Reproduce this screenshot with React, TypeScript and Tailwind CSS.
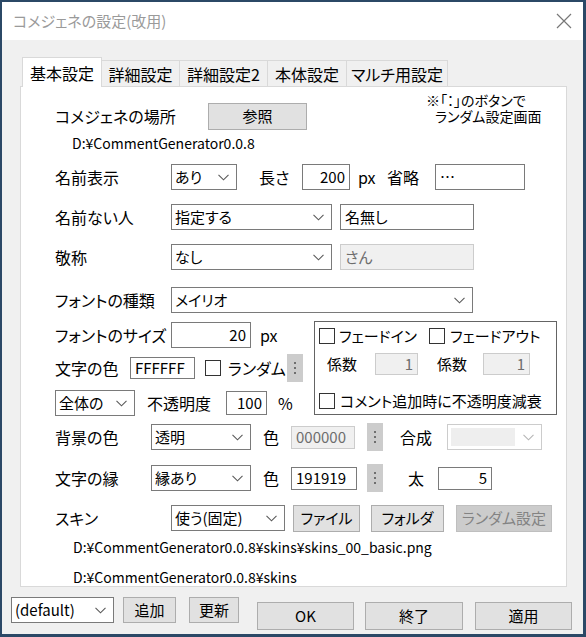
import React from "react";

const Chevron = ({ color = "#5a5a5a" }: { color?: string }) => (
	<svg width="11" height="7" viewBox="0 0 11 7" className="shrink-0">
		<path d="M0.5 0.8 L5.5 5.8 L10.5 0.8" fill="none" stroke={color} strokeWidth="1.1" />
	</svg>
);

const Combo = ({ text, className = "" }: { text: string; className?: string }) => (
	<div
		className={`flex h-[26px] shrink-0 items-center justify-between border border-[#7a7a7a] bg-white pl-[3px] pr-[7px] text-[15px] ${className}`}
	>
		<span>{text}</span>
		<Chevron />
	</div>
);

const Field = ({ text, className = "" }: { text: string; className?: string }) => (
	<div className={`flex shrink-0 items-center border border-[#7a7a7a] bg-white px-[4px] text-[15px] ${className}`}>
		{text}
	</div>
);

const DisabledField = ({ text, className = "" }: { text: string; className?: string }) => (
	<div
		className={`flex shrink-0 items-center border border-[#cccccc] bg-[#f0f0f0] px-[4px] text-[15px] text-[#6d6d6d] ${className}`}
	>
		{text}
	</div>
);

const Button = ({ text, className = "" }: { text: string; className?: string }) => (
	<button
		type="button"
		className={`flex shrink-0 items-center justify-center border border-[#adadad] bg-[#e1e1e1] text-[15px] ${className}`}
	>
		{text}
	</button>
);

const Dots = ({ className = "" }: { className?: string }) => (
	<div className={`flex h-[28px] w-[16px] shrink-0 flex-col items-center justify-center gap-[3px] bg-[#cccccc] ${className}`}>
		<span className="h-[2px] w-[2px] bg-[#6f6f6f]" />
		<span className="h-[2px] w-[2px] bg-[#6f6f6f]" />
		<span className="h-[2px] w-[2px] bg-[#6f6f6f]" />
	</div>
);

const Check = ({ className = "" }: { className?: string }) => (
	<span className={`block h-[16px] w-[16px] shrink-0 border border-[#333333] bg-white ${className}`} />
);

const App = () => (
	<div className="flex h-[637px] w-[586px] flex-col border-2 border-r-[3px] border-b-[3px] border-[#2b4866] bg-[#f0f0f0] text-black [font-family:'Noto_Sans_CJK_JP',sans-serif] [font-feature-settings:'palt']">
		{/* title bar */}
		<div className="flex h-[38px] shrink-0 items-center justify-between bg-white pl-[11px] pr-[11px]">
			<span className="text-[15px] text-[#9a9a9a]">コメジェネの設定(改用)</span>
			<svg width="16" height="16" viewBox="0 0 16 16">
				<path d="M1 1 L15 15 M15 1 L1 15" stroke="#777" strokeWidth="1.2" />
			</svg>
		</div>

		<div className="flex flex-col pl-[18px] pt-[17px]">
			{/* tabs */}
			<div className="flex h-[29px] items-end pl-[2px] text-[16px]">
				<div className="relative z-10 -mb-px flex h-[30px] w-[80px] items-center justify-center border border-b-0 border-[#d9d9d9] bg-white">
					基本設定
				</div>
				<div className="-ml-px flex h-[26px] w-[79px] items-center justify-center border border-b-0 border-[#d9d9d9] bg-[#f0f0f0]">
					詳細設定
				</div>
				<div className="-ml-px flex h-[26px] w-[89px] items-center justify-center border border-b-0 border-[#d9d9d9] bg-[#f0f0f0]">
					詳細設定2
				</div>
				<div className="-ml-px flex h-[26px] w-[80px] items-center justify-center border border-b-0 border-[#d9d9d9] bg-[#f0f0f0]">
					本体設定
				</div>
				<div className="-ml-px flex h-[26px] w-[102px] items-center justify-center border border-b-0 border-[#d9d9d9] bg-[#f0f0f0]">
					マルチ用設定
				</div>
			</div>

			{/* pane */}
			<div className="flex h-[501px] w-[547px] flex-col border border-[#d9d9d9] bg-white pl-[34px] pt-[5px] text-[16px]">
				<div className="flex items-start">
					<span className="mt-[11px] flex h-[26px] w-[153px] shrink-0 items-center">コメジェネの場所</span>
					<Button text="参照" className="mt-[11px] h-[27px] w-[99px]" />
					<div className="ml-[119px] flex flex-col text-[14px] leading-[16px]">
						<span>※「：」のボタンで</span>
						<span className="ml-[9px]">ランダム設定画面</span>
					</div>
				</div>

				<div className="mt-[3px] flex h-[20px] items-center pl-[17px] text-[14px]">D:¥CommentGenerator0.0.8</div>

				<div className="mt-[11px] flex h-[26px] items-center">
					<span className="w-[116px] shrink-0">名前表示</span>
					<Combo text="あり" className="w-[66px]" />
					<span className="ml-[22px] w-[43px] shrink-0">長さ</span>
					<Field text="200" className="h-[26px] w-[48px] justify-end" />
					<span className="ml-[8px] w-[29px] shrink-0">px</span>
					<span className="w-[48px] shrink-0">省略</span>
					<Field text="…" className="h-[26px] w-[90px]" />
				</div>

				<div className="mt-[14px] flex h-[26px] items-center">
					<span className="w-[116px] shrink-0">名前ない人</span>
					<Combo text="指定する" className="w-[161px]" />
					<Field text="名無し" className="ml-[8px] h-[26px] w-[134px]" />
				</div>

				<div className="mt-[14px] flex h-[26px] items-center">
					<span className="w-[116px] shrink-0">敬称</span>
					<Combo text="なし" className="w-[161px]" />
					<DisabledField text="さん" className="ml-[8px] h-[26px] w-[134px]" />
				</div>

				<div className="mt-[17px] flex h-[26px] items-center">
					<span className="w-[116px] shrink-0">フォントの種類</span>
					<Combo text="メイリオ" className="w-[302px]" />
				</div>

				<div className="mt-[8px] flex">
					<div className="flex w-[259px] shrink-0 flex-col">
						<div className="mt-[1px] flex h-[26px] items-center">
							<span className="w-[116px] shrink-0">フォントのサイズ</span>
							<Field text="20" className="h-[26px] w-[80px] justify-end" />
							<span className="ml-[9px]">px</span>
						</div>
						<div className="mt-[7px] flex h-[26px] items-center">
							<span className="w-[75px] shrink-0">文字の色</span>
							<Field text="FFFFFF" className="h-[22px] w-[65px]" />
							<Check className="ml-[10px]" />
							<span className="ml-[7px] w-[59px] shrink-0">ランダム</span>
							<Dots />
						</div>
						<div className="mt-[9px] flex h-[26px] items-center">
							<Combo text="全体の" className="w-[80px]" />
							<span className="ml-[12px] w-[79px] shrink-0">不透明度</span>
							<Field text="100" className="h-[24px] w-[41px] justify-end" />
							<span className="ml-[11px]">%</span>
						</div>
					</div>

					<div className="flex h-[94px] w-[243px] flex-col border border-[#646464] pl-[4px] text-[15px]">
						<div className="mt-[5px] flex h-[18px] items-center">
							<div className="flex w-[110px] shrink-0 items-center">
								<Check />
								<span className="ml-[4px]">フェードイン</span>
							</div>
							<Check />
							<span className="ml-[5px]">フェードアウト</span>
						</div>
						<div className="mt-[8px] flex h-[22px] items-center">
							<span className="ml-[8px] w-[48px] shrink-0">係数</span>
							<DisabledField text="1" className="h-[22px] w-[43px] justify-end" />
							<span className="ml-[19px] w-[46px] shrink-0">係数</span>
							<DisabledField text="1" className="h-[22px] w-[47px] justify-end" />
						</div>
						<div className="mt-[17px] flex h-[18px] items-center">
							<Check />
							<span className="ml-[5px]">コメント追加時に不透明度減衰</span>
						</div>
					</div>
				</div>

				<div className="mt-[8px] flex h-[26px] items-center">
					<span className="w-[96px] shrink-0">背景の色</span>
					<Combo text="透明" className="w-[100px]" />
					<span className="ml-[12px] w-[28px] shrink-0">色</span>
					<DisabledField text="000000" className="h-[23px] w-[64px]" />
					<Dots className="ml-[12px]" />
					<span className="ml-[17px] w-[47px] shrink-0">合成</span>
					<div className="flex h-[26px] w-[95px] shrink-0 items-center justify-between border border-[#cccccc] bg-white pl-[3px] pr-[7px]">
						<span className="h-[18px] w-[64px] bg-[#eeeeee]" />
						<Chevron color="#b5b5b5" />
					</div>
				</div>

				<div className="mt-[15px] flex h-[26px] items-center">
					<span className="w-[96px] shrink-0">文字の縁</span>
					<Combo text="縁あり" className="w-[100px]" />
					<span className="ml-[12px] w-[28px] shrink-0">色</span>
					<Field text="191919" className="h-[23px] w-[66px]" />
					<Dots className="ml-[10px]" />
					<span className="ml-[25px] w-[30px] shrink-0">太</span>
					<Field text="5" className="h-[23px] w-[54px] justify-end" />
				</div>

				<div className="mt-[14px] flex h-[26px] items-center">
					<span className="w-[116px] shrink-0">スキン</span>
					<Combo text="使う(固定)" className="w-[114px]" />
					<Button text="ファイル" className="ml-[8px] h-[27px] w-[67px]" />
					<Button text="フォルダ" className="ml-[11px] h-[27px] w-[73px]" />
					<button
						type="button"
						className="ml-[12px] flex h-[27px] w-[96px] shrink-0 items-center justify-center border border-[#bfbfbf] bg-[#cccccc] text-[15px] text-[#838383]"
					>
						ランダム設定
					</button>
				</div>

				<div className="mt-[6px] flex h-[20px] items-center pl-[18px] text-[14px]">
					D:¥CommentGenerator0.0.8¥skins¥skins_00_basic.png
				</div>
				<div className="mt-[10px] flex h-[20px] items-center pl-[18px] text-[14px]">D:¥CommentGenerator0.0.8¥skins</div>
			</div>
		</div>

		{/* bottom buttons */}
		<div className="flex items-start pl-[9px] pt-[10px]">
			<Combo text="(default)" className="w-[103px]" />
			<Button text="追加" className="ml-[9px] h-[26px] w-[53px]" />
			<Button text="更新" className="ml-[13px] h-[26px] w-[50px]" />
			<Button text="OK" className="ml-[18px] mt-[5px] h-[28px] w-[97px]" />
			<Button text="終了" className="ml-[11px] mt-[5px] h-[28px] w-[98px]" />
			<Button text="適用" className="ml-[12px] mt-[5px] h-[28px] w-[97px]" />
		</div>
	</div>
);

export default App;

Goal:
Filter the data, keeping only the lines that contain "React".

Answer:
Reproduce this screenshot with React, TypeScript and Tailwind CSS.
import React from "react";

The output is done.